If you can't pull together enough cash to make a 20 percent downpayment on your nest, your lender may require you to buy private mortgage insurance. You can eventually eliminate this extra expense as you build up equity in your home. However, PMI is often unavoidable on a purchase mortgage even if you think that you have instant equity in the property.
What Is PMI?
If your mortgage goes into foreclosure, your lender can recover its losses by selling your house and applying the sale proceeds to your loan balance. The less equity you have in the home, the less chance your lender has to recoup its losses during the foreclosure sale. PMI is an insurance policy that protects lenders against such losses. Generally, you're required to buy PMI if you make a downpayment of less than 20 percent. The insurance firm covers your lender's losses up to 20 percent of the purchase price if the home goes into foreclosure.
When you find a home that meets your needs, you have to agree to a purchase price with the seller. Your lender orders an appraisal of the property after you sign the purchase contract. The appraisal may come back lower or higher than expected. If it's lower, you may have to renegotiate the purchase agreement because your loan amount can't exceed the home's actual value. If the appraisal is higher than expected, you can move forward with the loan. However, your lender may still require you to buy PMI if your downpayment is less than 20 percent because lenders base loan underwriting and PMI on the lesser of the purchase price and the appraised value.

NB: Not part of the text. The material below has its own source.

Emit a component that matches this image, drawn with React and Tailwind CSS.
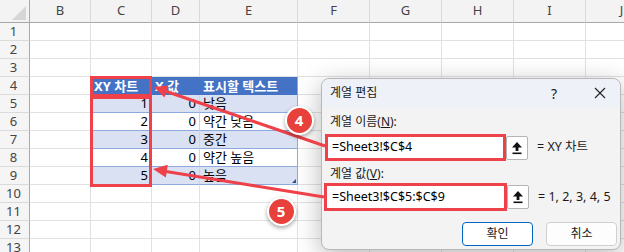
import React from "react";

const COLS = ["B", "C", "D", "E", "F", "G", "H", "I", "J"];
const DATA = {
  5: ["1", "0", "낮음"],
  6: ["2", "0", "약간 낮음"],
  7: ["3", "0", "중간"],
  8: ["4", "0", "약간 높음"],
  9: ["5", "0", "높음"],
};

const FONT = { fontFamily: "'Noto Sans', 'Noto Sans CJK KR', sans-serif" };

function DataCell({ r, ci }) {
  // ci: 0=B ... 8=J
  if (r === 4 && ci >= 1 && ci <= 3) {
    const txt = ["XY 차트", "X 값", "표시할 텍스트"][ci - 1];
    return (
      <div className={"flex items-end bg-[#4472c4] text-white font-bold text-[13px] leading-[17px] pl-[3px] border-r " + (ci === 3 ? "border-[#8ea9db]" : "border-[#4472c4]")}>
        <span className="whitespace-nowrap">{txt}</span>
      </div>
    );
  }
  if (r >= 5 && r <= 9 && ci >= 1 && ci <= 3) {
    const band = r % 2 === 1 ? "bg-[#d9e1f2]" : "bg-white";
    const v = DATA[r][ci - 1];
    const align = ci === 3 ? "justify-start pl-[3px]" : "justify-end pr-[3px]";
    const right = ci === 3 ? "border-[#8ea9db]" : "border-[#d4d4d4]";
    return (
      <div className={"relative flex items-end text-[13px] leading-[17px] text-black border-b border-b-[#8ea9db] border-r " + band + " " + align + " " + right}>
        <span className="whitespace-nowrap">{v}</span>
        {r === 9 && ci === 3 && (
          <svg className="absolute right-[1px] bottom-[1px]" width="4" height="4" viewBox="0 0 4 4">
            <polygon points="4,0 4,4 0,4" fill="#2f4f8f" />
          </svg>
        )}
      </div>
    );
  }
  return <div className="bg-white border-r border-b border-[#e1e1e1]" />;
}

function Sheet() {
  const rows = [];
  for (let r = 1; r <= 13; r++) rows.push(r);
  return (
    <div className="grid grid-cols-[30px_61px_61px_48px_98px_72px_72px_72px_72px_72px] grid-rows-[23px_repeat(13,18px)] w-[658px]" style={FONT}>
      <div className="relative bg-[#f3f3f3] border-r border-b border-[#a8a8a8]">
        <svg className="absolute left-[11px] top-[5px]" width="16" height="16" viewBox="0 0 16 16">
          <polygon points="15,1 15,15 1,15" fill="#d6d6d6" />
        </svg>
      </div>
      {COLS.map((c) => (
        <div key={c} className="flex items-center justify-center bg-[#f3f3f3] border-r border-r-[#d8d8d8] border-b border-b-[#a8a8a8] text-[13px] text-[#444]">
          {c}
        </div>
      ))}
      {rows.map((r) => (
        <React.Fragment key={r}>
          <div className="flex items-center justify-center bg-[#f5f5f5] border-r border-r-[#a8a8a8] border-b border-b-[#dadada] text-[13px] text-[#444] pr-[2px]">
            {r}
          </div>
          {COLS.map((c, ci) => (
            <DataCell key={c} r={r} ci={ci} />
          ))}
        </React.Fragment>
      ))}
    </div>
  );
}

function UploadBtn() {
  return (
    <div className="flex items-center justify-center w-[22px] h-[24px] bg-white border border-[#b5b5b5] rounded-[2px]">
      <svg width="12" height="14" viewBox="0 0 12 14">
        <polygon points="6,1 11,6.5 7.4,6.5 7.4,10 4.6,10 4.6,6.5 1,6.5" fill="#111" />
        <rect x="1.5" y="11.5" width="9" height="1.6" fill="#111" />
      </svg>
    </div>
  );
}

function Dialog() {
  return (
    <div className="absolute left-[321px] top-[78px] w-[300px] h-[172px] rounded-[8px] border border-[#b8b8b8] bg-[#f3f3f3] shadow-[0_6px_26px_rgba(0,0,0,0.28)] flex flex-col text-[12px] text-[#1a1a1a]" style={FONT}>
      <div className="h-[28px] flex items-center rounded-t-[8px] bg-[#eef2f8]">
        <span className="pl-[8px]">계열 편집</span>
        <div className="ml-auto flex items-center">
          <span className="w-[16px] text-center text-[14px]">?</span>
          <div className="ml-[18px] w-[40px] flex justify-center">
            <svg width="12" height="12" viewBox="0 0 12 12">
              <path d="M1 1 L11 11 M11 1 L1 11" stroke="#222" strokeWidth="1.1" />
            </svg>
          </div>
        </div>
      </div>
      <div className="mt-[7px] h-[16px] pl-[8px] flex items-center">
        계열 이름(<span className="underline">N</span>):
      </div>
      <div className="mt-[4px] h-[27px] pl-[3px] flex items-center">
        <div className="w-[181px] h-[27px] border-[3px] border-[#ee4149] bg-white flex items-center pl-[4px] text-[12.5px] text-black">
          =Sheet3!$C$4
        </div>
        <UploadBtn />
        <span className="ml-[9px] text-[12.5px]">= XY 차트</span>
      </div>
      <div className="mt-[5px] h-[16px] pl-[8px] flex items-center">
        계열 값(<span className="underline">V</span>):
      </div>
      <div className="mt-[1px] h-[28px] pl-[2px] flex items-center">
        <div className="w-[183px] h-[28px] border-[3px] border-[#ee4149] bg-white flex items-center pl-[5px] text-[12.5px] text-black">
          =Sheet3!$C$5:$C$9
        </div>
        <UploadBtn />
        <span className="ml-[9px] text-[12.5px]">= 1, 2, 3, 4, 5</span>
      </div>
      <div className="mt-[11px] flex justify-end gap-[13px] pr-[3px]">
        <div className="w-[71px] h-[24px] flex items-center justify-center bg-white border border-[#0067c0] rounded-[4px]">
          확인
        </div>
        <div className="w-[71px] h-[24px] flex items-center justify-center bg-[#fdfdfd] border border-[#d0d0d0] rounded-[4px]">
          취소
        </div>
      </div>
    </div>
  );
}

function Badge({ n, x, y }) {
  return (
    <div
      className="absolute w-[29px] h-[29px] rounded-full bg-[#e8413c] border-2 border-white shadow-[0_2px_4px_rgba(0,0,0,0.35)] flex items-center justify-center text-white font-bold text-[15px]"
      style={{ left: x - 14.5, top: y - 14.5, ...FONT }}
    >
      {n}
    </div>
  );
}

export default function App() {
  return (
    <div className="relative w-[624px] h-[252px] overflow-hidden bg-white">
      <Sheet />
      {/* red highlight boxes on column C */}
      <div className="absolute left-[90px] top-[76px] w-[62px] h-[21px] border-[3px] border-[#ee4149]" />
      <div className="absolute left-[90px] top-[96px] w-[62px] h-[91px] border-[3px] border-[#ee4149]" />
      <Dialog />
      <svg className="absolute left-0 top-0" width="624" height="252" viewBox="0 0 624 252">
        <line x1="325" y1="146" x2="165" y2="91" stroke="#ee4149" strokeWidth="3" />
        <polygon points="154,87 168.5,85.5 164.5,97.5" fill="#ee4149" />
        <line x1="324" y1="197" x2="166" y2="171.5" stroke="#ee4149" strokeWidth="3" />
        <polygon points="153,169 167.8,164.8 165.8,177.4" fill="#ee4149" />
      </svg>
      <Badge n="4" x={299} y={120} />
      <Badge n="5" x={281} y={211} />
    </div>
  );
}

A higher than expected appraisal can come to your aid when you're refinancing a loan. As with purchase mortgages, lenders usually require you to buy PMI if your refinance loan exceeds 80 percent of your home's value. Your lender preapproves your refinance loan on the basis of the information that you provide. If you underestimate the value of your home, your lender may include PMI in the equation. If the appraisal comes in higher than expected, you can normally ditch the PMI. Some homeowners with PMI on existing loans take advantage of price increases and refinance their mortgages specifically to get rid of PMI.

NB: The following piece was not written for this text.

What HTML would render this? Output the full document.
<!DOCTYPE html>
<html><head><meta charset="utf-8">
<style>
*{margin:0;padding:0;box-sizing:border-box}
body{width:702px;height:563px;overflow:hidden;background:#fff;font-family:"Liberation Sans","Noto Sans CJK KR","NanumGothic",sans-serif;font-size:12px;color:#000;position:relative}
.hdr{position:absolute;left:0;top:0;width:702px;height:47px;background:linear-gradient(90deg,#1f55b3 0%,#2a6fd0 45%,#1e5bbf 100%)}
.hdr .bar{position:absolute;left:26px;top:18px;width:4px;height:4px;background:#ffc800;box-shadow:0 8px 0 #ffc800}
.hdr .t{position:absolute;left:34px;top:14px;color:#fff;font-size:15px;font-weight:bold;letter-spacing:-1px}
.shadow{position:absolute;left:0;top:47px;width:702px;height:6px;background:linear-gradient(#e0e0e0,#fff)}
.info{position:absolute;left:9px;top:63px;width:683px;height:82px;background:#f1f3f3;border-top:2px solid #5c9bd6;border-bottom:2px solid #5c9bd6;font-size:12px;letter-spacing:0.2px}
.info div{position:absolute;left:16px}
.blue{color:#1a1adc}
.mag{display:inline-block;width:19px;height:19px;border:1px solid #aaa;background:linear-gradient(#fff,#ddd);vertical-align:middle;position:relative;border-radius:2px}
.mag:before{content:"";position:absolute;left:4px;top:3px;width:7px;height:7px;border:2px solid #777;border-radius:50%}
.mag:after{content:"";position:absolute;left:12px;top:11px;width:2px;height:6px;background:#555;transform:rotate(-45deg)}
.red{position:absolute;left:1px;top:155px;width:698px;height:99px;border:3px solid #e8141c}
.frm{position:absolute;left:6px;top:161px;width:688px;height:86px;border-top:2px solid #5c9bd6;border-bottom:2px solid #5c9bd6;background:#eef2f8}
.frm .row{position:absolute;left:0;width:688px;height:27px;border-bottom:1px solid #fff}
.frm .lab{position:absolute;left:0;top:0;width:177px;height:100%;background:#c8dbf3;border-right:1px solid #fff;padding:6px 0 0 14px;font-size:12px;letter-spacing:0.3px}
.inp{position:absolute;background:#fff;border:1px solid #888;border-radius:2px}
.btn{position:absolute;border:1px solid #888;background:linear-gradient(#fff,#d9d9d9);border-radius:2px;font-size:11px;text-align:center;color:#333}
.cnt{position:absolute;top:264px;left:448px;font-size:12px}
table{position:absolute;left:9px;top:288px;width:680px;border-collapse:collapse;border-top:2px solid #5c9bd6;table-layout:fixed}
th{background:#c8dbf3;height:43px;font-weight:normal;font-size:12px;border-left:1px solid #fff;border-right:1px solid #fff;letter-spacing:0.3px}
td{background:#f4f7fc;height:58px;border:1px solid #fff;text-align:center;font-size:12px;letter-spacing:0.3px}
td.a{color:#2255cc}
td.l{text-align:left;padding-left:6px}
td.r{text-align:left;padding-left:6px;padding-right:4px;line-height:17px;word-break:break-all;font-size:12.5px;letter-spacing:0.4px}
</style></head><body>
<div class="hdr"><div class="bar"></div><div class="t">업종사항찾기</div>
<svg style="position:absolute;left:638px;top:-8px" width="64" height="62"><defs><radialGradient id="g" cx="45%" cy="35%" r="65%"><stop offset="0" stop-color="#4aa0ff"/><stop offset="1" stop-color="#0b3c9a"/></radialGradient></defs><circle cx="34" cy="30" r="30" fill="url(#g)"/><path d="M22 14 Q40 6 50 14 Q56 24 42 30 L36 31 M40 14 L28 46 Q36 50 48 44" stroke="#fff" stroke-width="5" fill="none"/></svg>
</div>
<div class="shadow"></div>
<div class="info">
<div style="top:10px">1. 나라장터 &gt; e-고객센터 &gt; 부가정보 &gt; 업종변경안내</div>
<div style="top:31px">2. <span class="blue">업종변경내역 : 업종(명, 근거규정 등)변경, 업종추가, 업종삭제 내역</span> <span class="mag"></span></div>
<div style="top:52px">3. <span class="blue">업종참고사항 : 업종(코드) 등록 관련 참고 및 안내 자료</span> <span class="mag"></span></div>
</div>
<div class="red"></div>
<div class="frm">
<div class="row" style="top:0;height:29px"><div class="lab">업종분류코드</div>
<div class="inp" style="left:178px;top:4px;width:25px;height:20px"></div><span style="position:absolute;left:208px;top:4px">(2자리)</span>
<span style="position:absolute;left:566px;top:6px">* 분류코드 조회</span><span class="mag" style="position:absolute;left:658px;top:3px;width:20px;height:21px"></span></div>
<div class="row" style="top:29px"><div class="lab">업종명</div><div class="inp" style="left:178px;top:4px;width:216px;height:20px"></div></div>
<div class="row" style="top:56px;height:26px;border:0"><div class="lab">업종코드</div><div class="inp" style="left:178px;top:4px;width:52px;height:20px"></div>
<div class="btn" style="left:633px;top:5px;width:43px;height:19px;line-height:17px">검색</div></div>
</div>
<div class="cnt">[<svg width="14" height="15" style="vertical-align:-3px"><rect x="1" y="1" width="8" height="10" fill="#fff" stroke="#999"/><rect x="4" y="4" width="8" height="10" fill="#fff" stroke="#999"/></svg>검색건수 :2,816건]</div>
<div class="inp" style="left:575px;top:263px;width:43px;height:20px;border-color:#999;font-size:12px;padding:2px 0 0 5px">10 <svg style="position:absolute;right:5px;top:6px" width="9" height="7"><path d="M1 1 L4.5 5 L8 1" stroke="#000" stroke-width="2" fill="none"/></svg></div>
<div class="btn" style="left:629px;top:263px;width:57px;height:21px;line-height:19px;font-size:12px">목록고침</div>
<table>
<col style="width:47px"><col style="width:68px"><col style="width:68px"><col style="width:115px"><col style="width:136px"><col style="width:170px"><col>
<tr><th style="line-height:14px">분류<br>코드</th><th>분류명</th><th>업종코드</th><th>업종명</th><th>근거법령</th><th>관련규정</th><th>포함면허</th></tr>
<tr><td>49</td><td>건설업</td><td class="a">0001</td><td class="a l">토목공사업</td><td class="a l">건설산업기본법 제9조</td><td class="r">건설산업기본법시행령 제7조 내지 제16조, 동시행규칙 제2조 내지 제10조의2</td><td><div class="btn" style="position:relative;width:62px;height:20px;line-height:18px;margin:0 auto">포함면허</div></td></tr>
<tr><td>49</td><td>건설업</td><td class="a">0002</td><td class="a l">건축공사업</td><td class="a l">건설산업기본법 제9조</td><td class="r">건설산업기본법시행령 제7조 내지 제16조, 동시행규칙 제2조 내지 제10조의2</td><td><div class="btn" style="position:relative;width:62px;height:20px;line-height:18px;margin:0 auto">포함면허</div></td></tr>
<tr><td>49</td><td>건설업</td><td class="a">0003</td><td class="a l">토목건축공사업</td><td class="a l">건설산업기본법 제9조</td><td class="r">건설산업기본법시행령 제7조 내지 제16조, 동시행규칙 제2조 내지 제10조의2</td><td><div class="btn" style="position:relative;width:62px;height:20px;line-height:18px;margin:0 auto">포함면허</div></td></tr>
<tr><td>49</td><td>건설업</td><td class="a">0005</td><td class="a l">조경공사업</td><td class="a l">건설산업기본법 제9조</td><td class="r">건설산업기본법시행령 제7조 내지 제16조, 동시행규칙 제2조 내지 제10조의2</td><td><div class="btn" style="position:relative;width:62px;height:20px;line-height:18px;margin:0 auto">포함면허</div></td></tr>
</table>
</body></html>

If you're required to buy PMI, your lender must automatically cancel the policy once you have built up 22 percent equity in your home. When calculating your equity the lender must go by the purchase price rather than your home's current market value. Worse still, if you fall behind on your payments, your lender may categorize you as a high-risk borrower. On high-risk loans, lenders can place stricter rules on your loan, including a delayed PMI removal.